This year Now That’s What I Call Music will publish album number 108, and Cerillion is announcing version 21.1 of its product suite. In many ways this is a ‘greatest hits’ album for the company, building on its hybrid B2B and B2C heritage to bring the best of B2C to the business market, and addressing the ‘new normal’ of increased homeworking, contracting and consumerisation in the B2B market.
Cerillion has an unusual position, largely because of its heritage. Around 20 years ago it began offering its integrated BSS suite to smaller service providers who typically supplied B2B, B2B and B2G services but didn’t want and couldn’t afford separate systems.
Back then, when we all had less grey hair, I would joke about them being ‘the island billing company’ because so many of their customers comprised smaller telcos based on islands. But the company has come a long way in the last 20 years. It’s had an IPO and while it’s hung onto most, if not all, of those small telcos, it’s also expanded into the B2B market (both pure play and B2B-B2G hybrids) and took aim at bigger players.

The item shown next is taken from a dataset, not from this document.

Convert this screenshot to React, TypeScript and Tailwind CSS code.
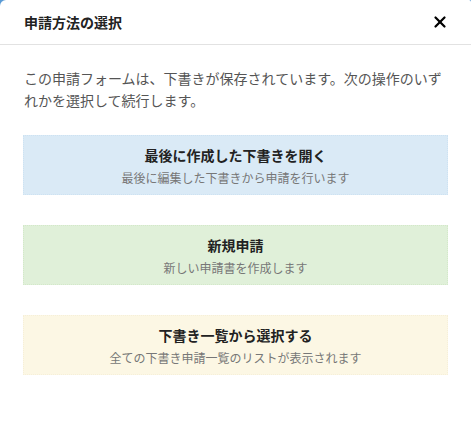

“Our recent wins and the opportunities we’re seeing have emphasised the growth potential for us in B2B,” commented CMO Dominic Smith. CEO Louis Hall agrees, explaining that many B2B players are still held back by the inefficiencies and spiralling costs of dealing with elderly and bespoke systems which represents a significant opportunity. “Cerillion 21.1 addresses these issues head-on, empowering B2B sales teams whilst ensuring services are fulfilled efficiently, through an exciting set of new pre-integrated features and self-service capabilities,” he says.
These self-service capabilities are important. The SME market is a mass market phenomenon and cannot be managed like the large enterprise market. It’s also heavily hybridised with smaller companies – particularly in the Work Anywhere era – blending home use and work use to a degree that makes it challenging to separate and manage the payments of the two.
Two things have significantly changed here. The first is the scale of this with so many people working from home at least part of the week. The second is the issue of control. In the past companies dictated what ICT a worker could use and what they were willing to pay for. Today the homeworker selects the service provider they want and negotiates with the company for repayment. This is a new take on the old split billing paradigm – it’s not the company identifying and taking out the domestic calls, as in the past, but the employee charging the company for a fair share of the overall service cost.
“This might be a business saying ‘we’ll pay for 50Mbit/s broadband’,” explains Smith and the employee then decides whether they want to top that up to 100Mbit/s.”
This shift in sophistication – splitting service costs and not just charges – is only part of the challenge. The shift in power is not just a feature of Work Anywhere, but also of the move towards self-employment, contracting and more agile workforces. A short-term or contract worker is not going to shift broadband provider because a company has standardised on a particular provider. But a higher degree of flexibility is now needed if the business paying for the B2B services changes more frequently than the B2C customer.
What’s more, business customers increasingly expect a more consumerised experience at the front end when they’re buying. They expect offerings to be packaged, as well as easy and quick to buy. They’re comfortable self-tailoring and self-ordering.
The new version of Cerillion speaks to that market. It offers Lead and Opportunity management which builds on its existing CPQ (Configure-Price-Quote) capabilities. This delivers a native B2B sales module for managing the complete lifecycle from lead to prospect to onboarding and customer experience, unifying the B2B sales workflow in one pre-integrated suite.
Other enhancements include updates to Service Manager to allow service providers to handle bulk terminations and mass change orders in the B2B environment. A new dedicated portal enables businesses to easily split charges between the business and employee. Whilst employees retain control and billing responsibility for consumer-focused elements of the charges, this capability streamlines and automates payments for the elements the business has agreed to pay.
Louis Hall explains that his company believes these elements will support his customers’ emerging needs and says they will be immediately available through Cerillion’s ‘Evergreen Software Model’, which ensures access to biannual software releases.
Smith notes that Cerillion 21.1 is already being delivered to customers, including to Telesur under a recently announced 10 year deal.